Corollary. The following are equivalent. (1) $Q \leq \beta P$, (2) $P = \alpha Q + (1 - \alpha)R$ for some probability $R$, (3) $Q$ can be obtained by conditioning $P$.

The Corollary seems to relate three different properties that probabilities can have. (1) A measure-theoretic property: having a bounded density. (2) A vectorial property: being a convex combination of other probabilities. (3) A probabilistic property: being a probability that arises by conditioning.

Is there anything deep that can be said about the above results? Why are (1), (2), and (3) equivalent? Can (1), (2), and (3) be subsumed nicely into some more general theory? Is there anything more precise that can be said to relate the three "points of view" (measure-theoretic, vectorial, probabilistic) that (1), (2), and (3) exhibit?

I have recently begun reading about disintegrations and suspect that the material above is related to that topic somehow, but I cannot say anything precise at the moment.


Solution 1:

I think it would be helpful to start with notation. To avoid pathological cases, let's assume our measurable space $(\Omega,\mathcal F)$ is a Polish space with its Borel $\sigma$-field.
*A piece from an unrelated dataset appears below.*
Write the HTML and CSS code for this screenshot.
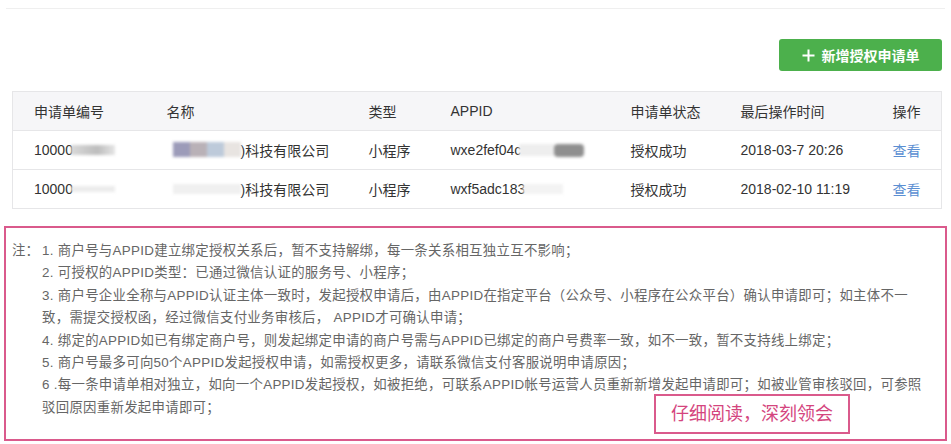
FILE: index.html
```html
<!DOCTYPE html>
<html lang="zh-CN">
<head>
<meta charset="utf-8">
<title>授权申请单</title>
<link rel="stylesheet" href="styles.css">
</head>
<body>
<div class="page">
  <div class="topline"></div>
  <div class="toolbar">
    <button class="btn-add" type="button">
      <svg class="plus" width="13" height="13" viewBox="0 0 13 13"><path d="M6.5 0.5v12M0.5 6.5h12" stroke="#fff" stroke-width="2" fill="none"/></svg>
      <span>新增授权申请单</span>
    </button>
  </div>

  <table class="grid">
    <colgroup>
      <col class="c1"><col class="c2"><col class="c3"><col class="c4"><col class="c5"><col class="c6"><col class="c7">
    </colgroup>
    <thead>
      <tr><th>申请单编号</th><th>名称</th><th>类型</th><th>APPID</th><th>申请单状态</th><th>最后操作时间</th><th>操作</th></tr>
    </thead>
    <tbody>
      <tr>
        <td><span class="mask-wrap">10000<span class="blur b-num1"></span></span></td>
        <td><span class="mask-wrap"><span class="blur b-name1"><i class="s1"></i><i class="s2"></i><i class="s3"></i><i class="s4"></i></span>)科技有限公司</span></td>
        <td>小程序</td>
        <td><span class="mask-wrap">wxe2fef04c<span class="blur b-app1"><i class="l"></i><i class="d"></i></span></span></td>
        <td>授权成功</td>
        <td>2018-03-7 20:26</td>
        <td><a class="link" href="#">查看</a></td>
      </tr>
      <tr>
        <td><span class="mask-wrap">10000<span class="blur b-num2"></span></span></td>
        <td><span class="mask-wrap"><span class="blur b-name2"></span>)科技有限公司</span></td>
        <td>小程序</td>
        <td><span class="mask-wrap">wxf5adc183<span class="blur b-app2"></span></span></td>
        <td>授权成功</td>
        <td>2018-02-10 11:19</td>
        <td><a class="link" href="#">查看</a></td>
      </tr>
    </tbody>
  </table>

  <div class="note">
    <div class="note-label">注：</div>
    <div class="note-body">
      <p>1. 商户号与APPID建立绑定授权关系后，暂不支持解绑，每一条关系相互独立互不影响；</p>
      <p>2. 可授权的APPID类型：已通过微信认证的服务号、小程序；</p>
      <p>3. 商户号企业全称与APPID认证主体一致时，发起授权申请后，由APPID在指定平台（公众号、小程序在公众平台）确认申请即可；如主体不一<br>致，需提交授权函，经过微信支付业务审核后， APPID才可确认申请；</p>
      <p>4. 绑定的APPID如已有绑定商户号，则发起绑定申请的商户号需与APPID已绑定的商户号费率一致，如不一致，暂不支持线上绑定；</p>
      <p>5. 商户号最多可向50个APPID发起授权申请，如需授权更多，请联系微信支付客服说明申请原因；</p>
      <p>6 .每一条申请单相对独立，如向一个APPID发起授权，如被拒绝，可联系APPID帐号运营人员重新新增发起申请即可；如被业管审核驳回，可参照<br>驳回原因重新发起申请即可；</p>
    </div>
    <div class="callout">仔细阅读，深刻领会</div>
  </div>
</div>
</body>
</html>
```

FILE: styles.css
```css
html, body {
  margin: 0;
  padding: 0;
  background: #fff;
}
body {
  font-family: "Liberation Sans", "Noto Sans CJK SC", sans-serif;
  color: #333;
}
.page {
  width: 951px;
  height: 444px;
  overflow: hidden;
}
.topline {
  margin: 8px 6px 0;
  border-top: 1px solid #efefef;
}
.toolbar {
  display: flex;
  justify-content: flex-end;
  padding-right: 9px;
  margin-top: 30px;
}
.btn-add {
  display: flex;
  align-items: center;
  justify-content: center;
  gap: 7px;
  width: 163px;
  height: 32px;
  padding: 0;
  border: none;
  border-radius: 3px;
  background: #4cb04c;
  color: #fff;
  font-family: "Liberation Sans", "Noto Sans CJK SC", sans-serif;
  font-size: 14px;
  font-weight: bold;
}
.btn-add .plus {
  display: block;
}
.grid {
  margin: 20px 0 0 12px;
  width: 929px;
  border-collapse: collapse;
  table-layout: fixed;
  border: 1px solid #e6e6e8;
  font-size: 14px;
}
.c1 { width: 133px; }
.c2 { width: 202px; }
.c3 { width: 82px; }
.c4 { width: 180px; }
.c5 { width: 110px; }
.c6 { width: 152px; }
.c7 { width: 70px; }
.grid th {
  height: 38px;
  background: #f6f6f8;
  font-weight: normal;
  text-align: left;
  padding: 0 0 0 21px;
  color: #333;
  border-bottom: 1px solid #e6e6e8;
}
.grid td {
  height: 38px;
  padding: 0 0 0 21px;
  border-bottom: 1px solid #e6e6e8;
  white-space: nowrap;
  color: #333;
}
.link {
  color: #5b8fd2;
  text-decoration: none;
}
.mask-wrap {
  position: relative;
  display: inline-flex;
  align-items: center;
}
.blur {
  display: inline-flex;
  filter: blur(1.5px);
}
.b-num1 {
  width: 44px;
  height: 10px;
  margin-left: -2px;
  background: linear-gradient(90deg, #d8d8d8 0%, #bdbdbd 60%, #e5e5e5 100%);
}
.b-num2 {
  width: 44px;
  height: 6px;
  margin-left: -2px;
  background: #ececec;
}
.b-name1 {
  height: 15px;
  margin-left: 6px;
}
.b-name1 i {
  display: block;
  width: 17px;
  height: 15px;
}
.b-name1 .s1 { background: #9c9bb9; }
.b-name1 .s2 { background: #b9b1b7; }
.b-name1 .s3 { background: #bdcada; }
.b-name1 .s4 { background: #e8e4e1; }
.b-name2 {
  width: 68px;
  height: 10px;
  margin-left: 6px;
  background: #f0f0f0;
}
.b-app1 {
  align-items: center;
  margin-left: -2px;
}
.b-app1 .l {
  display: block;
  width: 35px;
  height: 12px;
  background: #eeeeee;
}
.b-app1 .d {
  display: block;
  width: 30px;
  height: 13px;
  background: #8f8f8f;
  border-radius: 4px;
}
.b-app2 {
  width: 40px;
  height: 10px;
  margin-left: -2px;
  background: #f3f3f3;
}
.note {
  position: relative;
  display: flex;
  margin: 17px 4px 0;
  border: 2px solid #da5a8c;
  padding: 12px 0 0 6px;
  box-sizing: border-box;
  height: 215px;
  font-size: 13.4px;
  line-height: 22.4px;
  letter-spacing: 0.3px;
  color: #666;
}
.note-label {
  width: 30px;
  flex: none;
  letter-spacing: 0;
}
.note-body p {
  margin: 0;
  white-space: nowrap;
}
.callout {
  position: absolute;
  left: 648px;
  top: 166px;
  width: 196px;
  height: 40px;
  box-sizing: border-box;
  border: 2px solid #da5a8c;
  background: #fff;
  color: #d4457e;
  font-size: 18px;
  line-height: 36px;
  letter-spacing: 0;
  text-align: center;
}
```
Write $\mathcal M(\Omega)$ for the space of (signed finite Radon) measures and $\mathcal M_1(\Omega)\subset\mathcal M(\Omega)$ for the set of probability measures.

Firstly, I don't think I would necessarily agree with your statement in (2), namely that this is a result about the convexity of $\mathcal M_1(\Omega)$. Indeed, for any subset $\mathcal A\subset\mathcal M(\Omega)$, any $P,Q\in\mathcal A$ and any $\alpha\in(0,1)$ we may write $P=\alpha Q+(1-\alpha)R$ for some $R\in\mathcal M(\Omega)$. Convexity of $\mathcal A$ does not imply $R\in\mathcal A$ - we need something stronger, such as $P,Q\in\mathcal A\Rightarrow\ell(P,Q)\subset\mathcal A$, where $\ell(P,Q)$ is the unique line containing $P$ and $Q$. Of course, $\mathcal M_1(\Omega)$ fails this condition.

So what does this condition actually mean for $P,Q\in\mathcal M_1(\Omega)$? Well, obviously we can write $$R=\frac{P-\alpha Q}{1-\alpha}.$$ The $1-\alpha$ is just a positive scaling that we can ignore; it is simply the unique multiplicative constant such that $R(\Omega)=1$. So clearly we have that $R\in\mathcal M_1(\Omega)$ if and only if $P\ge\alpha Q$, so in this light the equivalence of (1) and (2) is completely trivial. I would thus argue that they are not really trying to say different things; (2) is a convenient representation for the theorem at hand.

I think the deepest result here is the one that you have used but not mentioned. Specifically, there exists a constant $\beta$ such that $Q(A)\le\beta P(A)$ for all $A\in\mathcal F$ if and only if there exists $f\in L^\infty(P)$ such that $$Q(A)=\int_Af\,dP.$$ This is remarkable! The latter condition clearly implies the former (just take $\beta=\|f\|_\infty$) but a priori we have no reason to expect the forward direction to be true. Of course, it follows by a routine application of the Radon-Nikodym theorem, but this in itself is an extremely powerful theorem.

As far as (1) and (3) goes, it shouldn't be surprising that a measure theoretic view of probability leads to results on conditional probability - especially when absolute continuity is involved - since the existence of abstract conditional expectation is a fairly straightforward consequence of the Radon-Nikodym theorem. Conditioning on a set of positive measure is the easy part; to see the full power of this theory, look further into disintegrations, or else the related topic of regular conditional probabilities. It is here that the assumption that $\Omega$ is a Polish space comes into play, as once our space is rich (and regular) enough, we are guaranteed to be able to do all of the things that our intuitive version of probability tells us we should be able to.